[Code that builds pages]
## begin
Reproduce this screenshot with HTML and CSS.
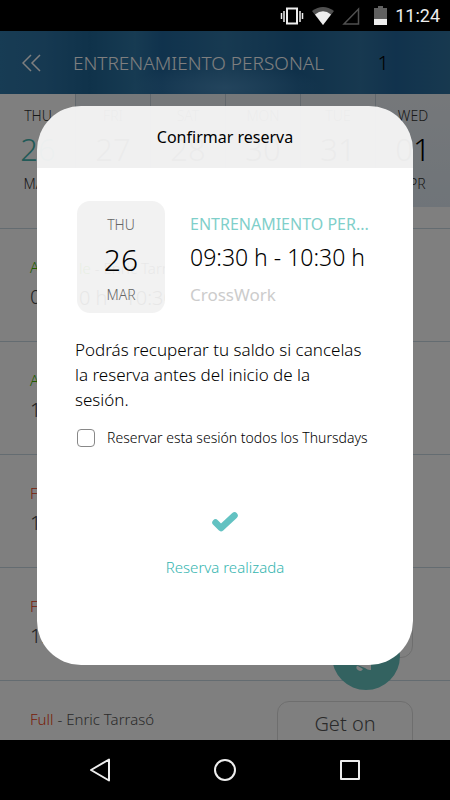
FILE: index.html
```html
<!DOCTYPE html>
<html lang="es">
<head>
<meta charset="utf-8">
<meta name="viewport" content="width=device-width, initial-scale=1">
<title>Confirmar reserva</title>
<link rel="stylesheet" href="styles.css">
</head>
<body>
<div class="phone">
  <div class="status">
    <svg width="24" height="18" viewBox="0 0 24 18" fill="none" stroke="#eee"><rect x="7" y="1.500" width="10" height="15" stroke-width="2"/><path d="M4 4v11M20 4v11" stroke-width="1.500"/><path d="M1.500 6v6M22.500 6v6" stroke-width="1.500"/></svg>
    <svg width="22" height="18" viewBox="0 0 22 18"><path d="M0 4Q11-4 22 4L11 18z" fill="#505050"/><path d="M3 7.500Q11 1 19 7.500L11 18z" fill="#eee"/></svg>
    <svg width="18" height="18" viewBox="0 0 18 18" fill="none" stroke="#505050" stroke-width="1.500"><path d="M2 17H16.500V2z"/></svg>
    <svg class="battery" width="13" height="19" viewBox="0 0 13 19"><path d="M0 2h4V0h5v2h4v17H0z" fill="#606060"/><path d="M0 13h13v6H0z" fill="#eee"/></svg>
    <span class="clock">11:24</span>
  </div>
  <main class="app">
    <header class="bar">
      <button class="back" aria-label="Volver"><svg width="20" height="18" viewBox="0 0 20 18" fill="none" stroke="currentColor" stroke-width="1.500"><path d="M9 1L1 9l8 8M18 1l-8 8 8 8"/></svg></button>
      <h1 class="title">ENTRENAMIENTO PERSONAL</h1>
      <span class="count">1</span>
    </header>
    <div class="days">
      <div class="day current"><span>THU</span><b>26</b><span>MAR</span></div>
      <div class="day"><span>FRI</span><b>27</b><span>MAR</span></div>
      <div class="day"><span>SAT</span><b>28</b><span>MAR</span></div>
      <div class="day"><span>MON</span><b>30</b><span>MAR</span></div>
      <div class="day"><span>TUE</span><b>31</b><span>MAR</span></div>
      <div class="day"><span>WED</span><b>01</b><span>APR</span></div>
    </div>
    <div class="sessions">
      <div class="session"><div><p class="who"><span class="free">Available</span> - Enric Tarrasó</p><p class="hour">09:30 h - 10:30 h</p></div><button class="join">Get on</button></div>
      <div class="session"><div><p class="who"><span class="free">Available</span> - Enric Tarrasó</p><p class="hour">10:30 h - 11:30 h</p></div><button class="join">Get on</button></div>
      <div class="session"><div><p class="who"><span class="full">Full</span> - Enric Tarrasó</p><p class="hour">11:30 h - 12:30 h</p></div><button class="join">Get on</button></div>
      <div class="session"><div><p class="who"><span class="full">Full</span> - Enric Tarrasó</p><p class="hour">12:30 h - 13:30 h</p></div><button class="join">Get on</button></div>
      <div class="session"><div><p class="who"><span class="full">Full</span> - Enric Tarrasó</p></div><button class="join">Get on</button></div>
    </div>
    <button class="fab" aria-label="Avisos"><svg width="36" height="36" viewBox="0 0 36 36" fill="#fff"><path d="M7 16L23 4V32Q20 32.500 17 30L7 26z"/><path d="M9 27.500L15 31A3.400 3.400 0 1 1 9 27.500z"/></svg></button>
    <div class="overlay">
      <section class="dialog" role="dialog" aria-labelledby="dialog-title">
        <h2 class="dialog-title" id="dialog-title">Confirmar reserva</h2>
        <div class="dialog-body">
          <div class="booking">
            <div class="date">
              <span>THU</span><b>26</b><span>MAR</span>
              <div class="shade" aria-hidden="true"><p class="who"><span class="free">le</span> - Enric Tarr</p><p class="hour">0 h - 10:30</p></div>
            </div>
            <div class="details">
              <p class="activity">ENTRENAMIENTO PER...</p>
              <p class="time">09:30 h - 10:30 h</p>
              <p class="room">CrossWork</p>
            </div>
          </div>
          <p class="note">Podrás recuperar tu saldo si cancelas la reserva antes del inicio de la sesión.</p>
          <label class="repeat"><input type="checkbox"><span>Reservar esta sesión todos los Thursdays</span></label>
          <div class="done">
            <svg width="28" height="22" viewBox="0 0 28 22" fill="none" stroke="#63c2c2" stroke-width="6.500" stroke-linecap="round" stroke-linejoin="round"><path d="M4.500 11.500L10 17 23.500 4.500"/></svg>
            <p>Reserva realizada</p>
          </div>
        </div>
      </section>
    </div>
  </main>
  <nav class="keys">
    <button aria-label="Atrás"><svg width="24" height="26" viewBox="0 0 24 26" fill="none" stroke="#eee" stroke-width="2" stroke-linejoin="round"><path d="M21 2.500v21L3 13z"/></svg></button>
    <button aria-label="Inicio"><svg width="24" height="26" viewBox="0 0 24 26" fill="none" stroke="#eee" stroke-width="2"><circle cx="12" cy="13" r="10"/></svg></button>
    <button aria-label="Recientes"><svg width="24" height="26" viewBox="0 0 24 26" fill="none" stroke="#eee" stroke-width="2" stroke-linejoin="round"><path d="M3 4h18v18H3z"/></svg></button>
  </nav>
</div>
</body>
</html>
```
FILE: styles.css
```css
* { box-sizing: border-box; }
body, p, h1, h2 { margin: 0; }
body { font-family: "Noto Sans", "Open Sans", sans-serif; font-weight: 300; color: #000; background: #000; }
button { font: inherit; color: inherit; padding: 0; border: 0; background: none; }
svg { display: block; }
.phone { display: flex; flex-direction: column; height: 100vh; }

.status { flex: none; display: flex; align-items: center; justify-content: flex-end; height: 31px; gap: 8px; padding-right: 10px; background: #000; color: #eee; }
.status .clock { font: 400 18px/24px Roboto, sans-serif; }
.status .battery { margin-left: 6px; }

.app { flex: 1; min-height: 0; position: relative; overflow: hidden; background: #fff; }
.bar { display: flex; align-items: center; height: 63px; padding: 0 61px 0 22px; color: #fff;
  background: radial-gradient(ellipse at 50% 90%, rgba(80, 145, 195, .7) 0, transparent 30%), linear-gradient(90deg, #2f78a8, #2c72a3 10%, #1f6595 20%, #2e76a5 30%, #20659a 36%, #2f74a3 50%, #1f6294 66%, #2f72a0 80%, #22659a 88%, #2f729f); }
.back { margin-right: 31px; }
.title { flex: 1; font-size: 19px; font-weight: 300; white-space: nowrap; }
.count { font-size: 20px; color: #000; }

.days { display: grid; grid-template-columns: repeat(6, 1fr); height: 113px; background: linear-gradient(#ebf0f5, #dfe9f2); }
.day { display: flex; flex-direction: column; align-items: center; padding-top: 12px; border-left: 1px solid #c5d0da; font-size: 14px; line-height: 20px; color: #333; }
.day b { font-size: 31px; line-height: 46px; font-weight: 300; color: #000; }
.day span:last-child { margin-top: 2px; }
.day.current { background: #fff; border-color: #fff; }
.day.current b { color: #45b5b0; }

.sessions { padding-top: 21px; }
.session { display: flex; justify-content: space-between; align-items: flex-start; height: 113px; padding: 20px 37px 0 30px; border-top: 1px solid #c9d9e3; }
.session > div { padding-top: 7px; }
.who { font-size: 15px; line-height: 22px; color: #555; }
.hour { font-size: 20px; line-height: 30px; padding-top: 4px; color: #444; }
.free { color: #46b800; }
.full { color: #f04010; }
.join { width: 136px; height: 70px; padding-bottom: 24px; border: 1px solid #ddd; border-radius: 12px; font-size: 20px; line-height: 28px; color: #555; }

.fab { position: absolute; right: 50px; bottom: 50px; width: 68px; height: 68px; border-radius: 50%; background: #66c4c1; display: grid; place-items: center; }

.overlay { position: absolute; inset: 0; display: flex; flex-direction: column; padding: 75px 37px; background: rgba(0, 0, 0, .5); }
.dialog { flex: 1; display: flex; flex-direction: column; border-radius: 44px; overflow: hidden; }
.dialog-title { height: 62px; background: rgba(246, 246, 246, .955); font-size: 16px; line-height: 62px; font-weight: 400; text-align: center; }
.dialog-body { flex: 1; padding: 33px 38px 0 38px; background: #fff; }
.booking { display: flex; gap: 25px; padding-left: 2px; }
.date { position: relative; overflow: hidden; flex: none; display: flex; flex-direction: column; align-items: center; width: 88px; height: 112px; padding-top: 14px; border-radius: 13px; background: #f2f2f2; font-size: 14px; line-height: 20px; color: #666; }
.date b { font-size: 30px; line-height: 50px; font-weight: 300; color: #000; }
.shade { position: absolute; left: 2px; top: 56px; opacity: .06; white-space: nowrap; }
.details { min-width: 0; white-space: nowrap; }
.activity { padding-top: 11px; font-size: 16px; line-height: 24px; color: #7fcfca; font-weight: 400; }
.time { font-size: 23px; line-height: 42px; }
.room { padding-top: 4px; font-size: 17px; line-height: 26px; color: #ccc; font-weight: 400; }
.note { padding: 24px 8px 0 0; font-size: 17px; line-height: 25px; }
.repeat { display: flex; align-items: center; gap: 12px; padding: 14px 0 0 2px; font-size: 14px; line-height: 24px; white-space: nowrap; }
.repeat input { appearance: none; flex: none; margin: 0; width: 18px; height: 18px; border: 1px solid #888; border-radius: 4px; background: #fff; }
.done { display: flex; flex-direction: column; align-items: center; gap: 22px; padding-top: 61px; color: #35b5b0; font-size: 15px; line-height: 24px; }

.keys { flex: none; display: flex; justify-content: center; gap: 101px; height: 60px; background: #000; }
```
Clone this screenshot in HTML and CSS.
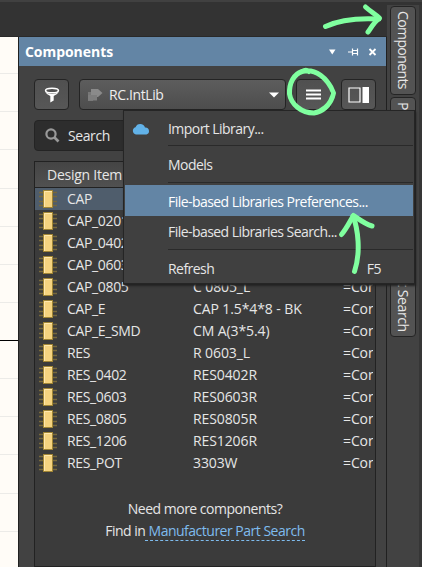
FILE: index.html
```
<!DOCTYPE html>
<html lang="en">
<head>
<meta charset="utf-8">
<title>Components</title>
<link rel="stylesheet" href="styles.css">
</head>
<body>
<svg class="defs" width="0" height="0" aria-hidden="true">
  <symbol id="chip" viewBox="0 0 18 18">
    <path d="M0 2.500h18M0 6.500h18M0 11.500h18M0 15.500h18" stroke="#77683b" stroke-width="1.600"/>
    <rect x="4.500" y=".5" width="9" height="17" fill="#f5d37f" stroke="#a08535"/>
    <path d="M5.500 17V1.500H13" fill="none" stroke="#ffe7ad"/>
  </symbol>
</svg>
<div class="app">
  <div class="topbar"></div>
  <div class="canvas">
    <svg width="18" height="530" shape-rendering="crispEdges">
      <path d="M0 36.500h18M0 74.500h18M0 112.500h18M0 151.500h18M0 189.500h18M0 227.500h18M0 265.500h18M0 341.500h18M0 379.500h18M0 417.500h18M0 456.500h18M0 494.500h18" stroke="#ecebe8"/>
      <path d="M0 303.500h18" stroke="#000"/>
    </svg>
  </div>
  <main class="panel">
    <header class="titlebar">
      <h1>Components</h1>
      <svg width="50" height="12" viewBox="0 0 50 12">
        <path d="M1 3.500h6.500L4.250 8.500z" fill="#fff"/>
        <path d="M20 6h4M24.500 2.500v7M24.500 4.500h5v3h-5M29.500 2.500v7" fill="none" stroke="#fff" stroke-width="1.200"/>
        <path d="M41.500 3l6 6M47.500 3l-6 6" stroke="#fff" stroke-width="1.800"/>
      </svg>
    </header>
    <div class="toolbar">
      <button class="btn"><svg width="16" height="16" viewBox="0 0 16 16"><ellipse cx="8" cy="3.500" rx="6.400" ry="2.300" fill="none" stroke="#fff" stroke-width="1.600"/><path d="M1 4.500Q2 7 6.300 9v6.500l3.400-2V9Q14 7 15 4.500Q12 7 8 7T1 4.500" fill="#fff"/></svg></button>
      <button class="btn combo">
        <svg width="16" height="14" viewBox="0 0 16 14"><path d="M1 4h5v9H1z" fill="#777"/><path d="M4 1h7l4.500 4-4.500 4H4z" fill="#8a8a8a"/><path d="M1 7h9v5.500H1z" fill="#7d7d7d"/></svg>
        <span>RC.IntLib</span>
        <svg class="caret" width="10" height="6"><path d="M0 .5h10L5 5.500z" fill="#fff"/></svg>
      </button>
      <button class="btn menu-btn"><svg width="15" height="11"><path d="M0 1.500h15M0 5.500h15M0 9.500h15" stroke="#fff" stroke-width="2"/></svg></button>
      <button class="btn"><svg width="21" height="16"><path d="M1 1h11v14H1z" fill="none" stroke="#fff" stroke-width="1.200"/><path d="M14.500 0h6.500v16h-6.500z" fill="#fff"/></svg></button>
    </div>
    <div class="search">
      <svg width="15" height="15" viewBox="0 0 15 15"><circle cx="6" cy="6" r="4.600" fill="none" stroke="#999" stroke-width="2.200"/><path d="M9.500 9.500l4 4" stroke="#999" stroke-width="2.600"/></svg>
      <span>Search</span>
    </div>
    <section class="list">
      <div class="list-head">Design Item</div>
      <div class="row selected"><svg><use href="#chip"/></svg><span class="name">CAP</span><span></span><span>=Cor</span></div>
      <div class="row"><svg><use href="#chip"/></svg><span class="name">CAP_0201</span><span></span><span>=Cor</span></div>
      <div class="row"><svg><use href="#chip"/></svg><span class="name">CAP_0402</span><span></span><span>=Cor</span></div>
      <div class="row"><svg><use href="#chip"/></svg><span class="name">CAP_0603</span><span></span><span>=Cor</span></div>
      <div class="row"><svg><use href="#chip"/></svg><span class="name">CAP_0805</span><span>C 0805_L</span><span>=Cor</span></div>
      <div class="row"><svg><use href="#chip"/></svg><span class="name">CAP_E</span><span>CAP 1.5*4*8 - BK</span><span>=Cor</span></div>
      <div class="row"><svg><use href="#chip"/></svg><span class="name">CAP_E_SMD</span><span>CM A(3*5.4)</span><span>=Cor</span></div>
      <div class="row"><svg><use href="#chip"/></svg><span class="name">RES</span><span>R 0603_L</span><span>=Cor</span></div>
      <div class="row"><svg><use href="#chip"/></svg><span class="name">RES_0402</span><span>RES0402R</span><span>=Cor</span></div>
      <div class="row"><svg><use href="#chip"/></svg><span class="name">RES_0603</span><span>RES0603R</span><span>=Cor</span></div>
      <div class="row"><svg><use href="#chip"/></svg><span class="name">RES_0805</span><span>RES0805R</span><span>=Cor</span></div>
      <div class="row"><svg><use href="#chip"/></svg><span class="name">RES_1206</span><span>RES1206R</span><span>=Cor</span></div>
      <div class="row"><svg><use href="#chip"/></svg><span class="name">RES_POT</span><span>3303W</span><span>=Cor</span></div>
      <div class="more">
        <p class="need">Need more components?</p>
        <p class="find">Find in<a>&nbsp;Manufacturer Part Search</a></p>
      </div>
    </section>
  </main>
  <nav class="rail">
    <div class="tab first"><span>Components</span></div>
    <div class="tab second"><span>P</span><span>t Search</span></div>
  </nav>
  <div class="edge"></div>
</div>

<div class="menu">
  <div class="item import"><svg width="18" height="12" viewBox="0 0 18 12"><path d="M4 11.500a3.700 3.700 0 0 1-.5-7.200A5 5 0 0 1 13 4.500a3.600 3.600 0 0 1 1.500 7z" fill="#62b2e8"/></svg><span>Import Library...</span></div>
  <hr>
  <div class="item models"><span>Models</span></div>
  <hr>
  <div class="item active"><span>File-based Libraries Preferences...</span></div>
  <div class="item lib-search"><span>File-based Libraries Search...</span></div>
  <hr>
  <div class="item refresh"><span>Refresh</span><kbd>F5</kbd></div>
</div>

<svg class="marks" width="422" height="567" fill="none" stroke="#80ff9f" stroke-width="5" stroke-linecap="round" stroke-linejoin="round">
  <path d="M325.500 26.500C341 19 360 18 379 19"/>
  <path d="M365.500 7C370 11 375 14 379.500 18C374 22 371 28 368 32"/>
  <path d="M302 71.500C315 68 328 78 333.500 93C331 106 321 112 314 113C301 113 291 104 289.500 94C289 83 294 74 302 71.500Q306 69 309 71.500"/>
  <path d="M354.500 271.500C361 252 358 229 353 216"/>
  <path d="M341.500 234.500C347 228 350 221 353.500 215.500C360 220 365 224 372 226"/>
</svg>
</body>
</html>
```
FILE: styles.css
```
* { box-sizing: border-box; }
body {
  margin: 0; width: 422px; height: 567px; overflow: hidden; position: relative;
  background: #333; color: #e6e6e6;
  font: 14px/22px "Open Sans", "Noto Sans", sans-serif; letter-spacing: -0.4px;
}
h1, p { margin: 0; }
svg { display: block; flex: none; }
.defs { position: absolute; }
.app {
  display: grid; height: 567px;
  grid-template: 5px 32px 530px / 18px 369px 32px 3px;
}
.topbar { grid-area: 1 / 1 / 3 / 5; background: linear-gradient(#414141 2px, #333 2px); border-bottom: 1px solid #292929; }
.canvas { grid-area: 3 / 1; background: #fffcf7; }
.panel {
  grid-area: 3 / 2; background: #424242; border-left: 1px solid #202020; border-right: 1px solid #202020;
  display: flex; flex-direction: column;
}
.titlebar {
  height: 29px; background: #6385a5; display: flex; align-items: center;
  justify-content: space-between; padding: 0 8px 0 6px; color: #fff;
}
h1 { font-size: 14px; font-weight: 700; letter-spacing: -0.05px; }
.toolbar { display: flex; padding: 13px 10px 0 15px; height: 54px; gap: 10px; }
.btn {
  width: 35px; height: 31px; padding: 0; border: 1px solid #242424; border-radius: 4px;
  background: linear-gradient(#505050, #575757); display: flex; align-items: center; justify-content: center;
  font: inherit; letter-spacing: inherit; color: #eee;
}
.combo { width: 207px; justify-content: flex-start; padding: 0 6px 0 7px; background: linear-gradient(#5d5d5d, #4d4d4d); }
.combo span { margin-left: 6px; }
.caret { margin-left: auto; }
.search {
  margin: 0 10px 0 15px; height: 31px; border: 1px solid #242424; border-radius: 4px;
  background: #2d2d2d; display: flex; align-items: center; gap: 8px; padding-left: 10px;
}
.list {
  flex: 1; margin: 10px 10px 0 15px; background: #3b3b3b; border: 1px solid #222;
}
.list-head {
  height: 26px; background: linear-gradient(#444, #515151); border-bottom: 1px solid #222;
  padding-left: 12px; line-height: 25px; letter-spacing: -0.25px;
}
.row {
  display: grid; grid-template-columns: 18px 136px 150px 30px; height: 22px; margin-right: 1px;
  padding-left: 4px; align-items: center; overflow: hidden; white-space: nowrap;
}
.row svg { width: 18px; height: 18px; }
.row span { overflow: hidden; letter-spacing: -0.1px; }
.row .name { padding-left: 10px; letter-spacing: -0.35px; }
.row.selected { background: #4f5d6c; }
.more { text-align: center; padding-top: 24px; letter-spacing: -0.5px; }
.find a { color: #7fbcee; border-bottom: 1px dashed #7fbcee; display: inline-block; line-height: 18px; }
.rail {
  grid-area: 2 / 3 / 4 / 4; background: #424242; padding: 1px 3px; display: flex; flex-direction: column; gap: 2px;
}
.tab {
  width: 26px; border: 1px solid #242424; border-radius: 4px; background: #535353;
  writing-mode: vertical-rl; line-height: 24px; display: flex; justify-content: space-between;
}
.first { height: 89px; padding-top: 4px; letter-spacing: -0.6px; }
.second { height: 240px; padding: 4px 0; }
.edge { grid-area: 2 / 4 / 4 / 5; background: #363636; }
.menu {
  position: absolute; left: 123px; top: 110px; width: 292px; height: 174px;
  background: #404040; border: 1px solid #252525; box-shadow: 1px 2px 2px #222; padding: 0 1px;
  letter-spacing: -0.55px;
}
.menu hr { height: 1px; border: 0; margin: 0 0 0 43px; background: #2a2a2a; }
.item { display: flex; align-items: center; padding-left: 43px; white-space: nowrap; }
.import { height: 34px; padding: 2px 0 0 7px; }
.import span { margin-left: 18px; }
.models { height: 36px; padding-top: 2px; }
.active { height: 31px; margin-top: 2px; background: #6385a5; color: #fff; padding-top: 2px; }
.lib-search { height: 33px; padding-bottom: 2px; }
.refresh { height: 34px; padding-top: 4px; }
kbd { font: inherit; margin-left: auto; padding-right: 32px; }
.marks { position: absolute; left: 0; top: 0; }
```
## end
### REQUIREMENT
Show each line of the data that contains the string "screenshot".

### OUTPUT OF THE TASK
Reproduce this screenshot with HTML and CSS.
Clone this screenshot in HTML and CSS.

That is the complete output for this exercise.